• [DATA SHOWN]:
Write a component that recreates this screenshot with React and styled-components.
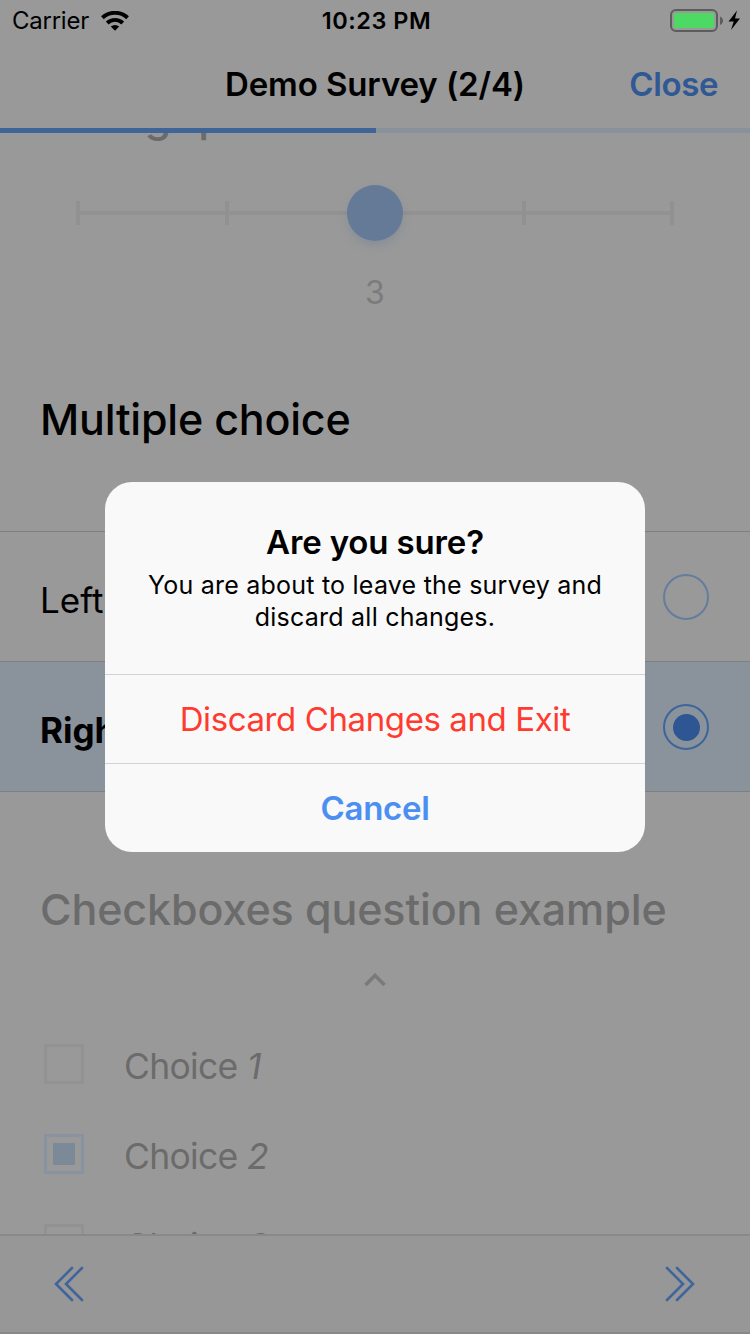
import React from 'react';
import styled, { createGlobalStyle } from 'styled-components';

const Global = createGlobalStyle`
  * { box-sizing: border-box; }
  body { margin: 0; background: #999; font-family: Inter, "Liberation Sans", sans-serif; color: #000; }
`;

const Screen = styled.div`
  position: relative;
  width: 750px;
  height: 1334px;
  display: flex;
  flex-direction: column;
  overflow: hidden;
  background: #999999;
`;

const Label = styled.span`
  display: block;
  white-space: nowrap;
  font-size: ${(p) => p.$size}px;
  line-height: ${(p) => p.$line || p.$size}px;
  font-weight: ${(p) => p.$weight || 400};
  letter-spacing: ${(p) => p.$track || 0}px;
  color: ${(p) => p.$color || '#000'};
`;

const StatusBar = styled.header`
  flex: none;
  height: 40px;
  padding: 1px 9px 0 12px;
  display: grid;
  grid-template-columns: 1fr auto 1fr;
  align-items: center;
`;

const StatusGroup = styled.div`
  display: flex;
  align-items: center;
  justify-content: ${(p) => (p.$end ? 'flex-end' : 'flex-start')};
  gap: ${(p) => p.$gap}px;
`;

const NavBar = styled.nav`
  flex: none;
  height: 88px;
  padding: 0 32px;
  display: grid;
  grid-template-columns: 1fr auto 1fr;
  align-items: center;
`;

const CloseButton = styled.button`
  justify-self: end;
  border: 0;
  padding: 0;
  background: none;
  font-family: inherit;
`;

const Progress = styled.div`
  flex: none;
  height: 5px;
  background: #89929b;
`;

const ProgressFill = styled.div`
  width: 376px;
  height: 5px;
  background: #3f6598;
`;

const Content = styled.main`
  flex: none;
  height: 1101px;
  overflow: hidden;
  display: flex;
  flex-direction: column;
`;

const ScrolledHeading = styled.div`
  flex: none;
  height: 52px;
  padding-left: 41px;
  display: flex;
  align-items: flex-start;
  & > span { margin-top: -43px; }
`;

const Scale = styled.div`
  flex: none;
  height: 56px;
  margin: 0 76px;
  display: flex;
  align-items: center;
`;

const Tick = styled.i`
  width: 4px;
  height: 24px;
  background: #919191;
`;

const Track = styled.i`
  flex: 1;
  height: 4px;
  background: #929292;
`;

const Thumb = styled.i`
  position: relative;
  width: 56px;
  height: 56px;
  margin: 0 -26px;
  border-radius: 50%;
  background: #647a97;
  box-shadow: 0 5px 9px rgba(100, 122, 151, 0.3);
`;

const ScaleValue = styled.div`
  flex: none;
  height: 120px;
  padding-top: 35px;
  display: flex;
  flex-direction: column;
  align-items: center;
`;

const QuestionTitle = styled.div`
  flex: none;
  height: ${(p) => p.$height}px;
  padding: ${(p) => p.$top}px 0 0 40px;
`;

const Option = styled.div`
  flex: none;
  height: 130px;
  padding: 0 41px 0 40px;
  display: flex;
  align-items: center;
  justify-content: space-between;
  border-top: 1px solid #7f7f7f;
  background: ${(p) => (p.$selected ? '#8a929b' : 'transparent')};
  & > ${Label} { padding-top: 6px; }
`;

const Radio = styled.span`
  width: 46px;
  height: 46px;
  margin-top: 1px;
  border-radius: 50%;
  border: 2px solid ${(p) => (p.$selected ? '#3d659c' : '#647d9c')};
  display: grid;
  place-items: center;
  &::after {
    content: '';
    width: 27px;
    height: 27px;
    border-radius: 50%;
    background: ${(p) => (p.$selected ? '#2d5693' : 'transparent')};
  }
`;

const CheckSection = styled.section`
  flex: none;
  border-top: 1px solid #7f7f7f;
  display: flex;
  flex-direction: column;
`;

const Chevron = styled.svg`
  display: block;
  margin: 0 auto 35px;
`;

const CheckRow = styled.div`
  flex: none;
  height: 90px;
  padding-left: 44px;
  display: flex;
  align-items: center;
  gap: 40px;
`;

const CheckBox = styled.span`
  width: 40px;
  height: 40px;
  margin-bottom: 6px;
  border: 3px solid ${(p) => (p.$checked ? '#8992a0' : '#929292')};
  display: grid;
  place-items: center;
  &::after {
    content: '';
    width: 22px;
    height: 22px;
    background: ${(p) => (p.$checked ? '#7c8999' : 'transparent')};
  }
`;

const Toolbar = styled.footer`
  flex: none;
  height: 100px;
  padding: 0 55px 0 54px;
  display: flex;
  align-items: center;
  justify-content: space-between;
  border-top: 2px solid #898989;
  border-bottom: 2px solid #888888;
  background: #979797;
`;

const Overlay = styled.div`
  position: absolute;
  inset: 0;
  display: grid;
  place-items: center;
`;

const Dialog = styled.div`
  width: 540px;
  height: 370px;
  border-radius: 27px;
  background: #f9f9f9;
  overflow: hidden;
  display: flex;
  flex-direction: column;
`;

const DialogBody = styled.div`
  height: 192px;
  padding-top: 40px;
  display: flex;
  flex-direction: column;
  align-items: center;
`;

const DialogMessage = styled.div`
  margin-top: 7px;
  display: flex;
  flex-direction: column;
  align-items: center;
`;

const DialogButton = styled.button`
  height: 89px;
  padding: 0;
  border: 0;
  border-top: 1px solid #d3d3d5;
  background: none;
  font-family: inherit;
  display: grid;
  place-items: center;
`;

const Arrows = ({ flip }) => (
  <svg width="30" height="36" viewBox="0 0 30 36" fill="none" stroke="#3f659c" strokeWidth="2.6" strokeLinecap="round">
    <g transform={flip ? 'translate(30 0) scale(-1 1)' : undefined}>
      <path d="M18 2 2 18l16 16M28 2 12 18l16 16" />
    </g>
  </svg>
);

const Wifi = () => (
  <svg width="28" height="20" viewBox="0 0 28 20" fill="none" stroke="#000" strokeWidth="3.9">
    <path d="M1.4 6.7a18.5 18.5 0 0 1 25.2 0" />
    <path d="M6.2 12a11.3 11.3 0 0 1 15.6 0" />
    <path d="M14 19.8 9.8 15.6a6.1 6.1 0 0 1 8.4 0z" fill="#000" stroke="none" />
  </svg>
);

const Battery = () => (
  <svg width="71" height="24" viewBox="0 0 71 24">
    <rect x="1" y="1" width="46" height="21" rx="5" fill="none" stroke="#5c5c5c" strokeWidth="2" />
    <rect x="4" y="4" width="40" height="15" rx="1.5" fill="#4cd964" />
    <path d="M50 7.5c4 1.5 4 7 0 8.5z" fill="#5c5c5c" />
    <path d="M67 1.5 58.5 12.5h5.2l-2.7 8.5L70 9.5h-5z" fill="#000" />
  </svg>
);

export default function App() {
  return (
    <Screen>
      <Global />
      <StatusBar>
        <StatusGroup $gap={12}>
          <Label $size={24} $line={30} $track={-0.25}>Carrier</Label>
          <Wifi />
        </StatusGroup>
        <Label $size={23.5} $line={30} $weight={600} $track={0.5}>10:23 PM</Label>
        <StatusGroup $end $gap={0}><Battery /></StatusGroup>
      </StatusBar>
      <NavBar>
        <span />
        <Label $size={33} $line={40} $weight={600} $track={-0.1}>Demo Survey (2/4)</Label>
        <CloseButton><Label $size={33} $line={40} $weight={600} $track={-0.4} $color="#2f5894">Close</Label></CloseButton>
      </NavBar>
      <Progress><ProgressFill /></Progress>
      <Content>
        <ScrolledHeading>
          <Label $size={43} $line={52} $weight={500} $color="#6b6b6b">Rating question</Label>
        </ScrolledHeading>
        <Scale>
          <Tick /><Track /><Tick /><Track /><Thumb /><Track /><Tick /><Track /><Tick />
        </Scale>
        <ScaleValue>
          <Label $size={32} $line={34} $color="#7b7b7b">3</Label>
        </ScaleValue>
        <QuestionTitle $height={170} $top={32}>
          <Label $size={43} $line={52} $weight={500} $track={-0.22}>Multiple choice</Label>
        </QuestionTitle>
        <Option>
          <Label $size={35} $line={42}>Left</Label>
          <Radio />
        </Option>
        <Option $selected>
          <Label $size={35} $line={42} $weight={700}>Right</Label>
          <Radio $selected />
        </Option>
        <CheckSection>
          <QuestionTitle $height={181} $top={91}>
            <Label $size={43} $line={52} $weight={500} $track={-0.1} $color="#6b6b6b">Checkboxes question example</Label>
          </QuestionTitle>
          <Chevron width="22" height="14" viewBox="0 0 22 14" fill="none" stroke="#7a7a7a" strokeWidth="3.6">
            <path d="M1.5 12 11 2.5 20.5 12" />
          </Chevron>
          <CheckRow><CheckBox /><Label $size={35.5} $line={42} $track={-0.7} $color="#6b6b6b">Choice <i>1</i></Label></CheckRow>
          <CheckRow><CheckBox $checked /><Label $size={35.5} $line={42} $track={-0.7} $color="#6b6b6b">Choice <i>2</i></Label></CheckRow>
          <CheckRow><CheckBox /><Label $size={35.5} $line={42} $track={-0.7} $color="#6b6b6b">Choice <i>3</i></Label></CheckRow>
        </CheckSection>
      </Content>
      <Toolbar><Arrows /><Arrows flip /></Toolbar>
      <Overlay>
        <Dialog>
          <DialogBody>
            <Label $size={33} $line={40} $weight={600} $track={-0.15}>Are you sure?</Label>
            <DialogMessage>
              <Label $size={25} $line={32} $track={0.23}>You are about to leave the survey and</Label>
              <Label $size={25} $line={32} $track={0.23}>discard all changes.</Label>
            </DialogMessage>
          </DialogBody>
          <DialogButton><Label $size={33} $line={40} $track={-0.4} $color="#ff3b30">Discard Changes and Exit</Label></DialogButton>
          <DialogButton><Label $size={33} $line={40} $weight={600} $track={-0.3} $color="#4b8ff2">Cancel</Label></DialogButton>
        </Dialog>
      </Overlay>
    </Screen>
  );
}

• [YOUR INSTRUCTIONS]: Copy all lines in the listing above where the string "components" appears.

• [FINAL RESULT]:
Write a component that recreates this screenshot with React and styled-components.
import styled, { createGlobalStyle } from 'styled-components';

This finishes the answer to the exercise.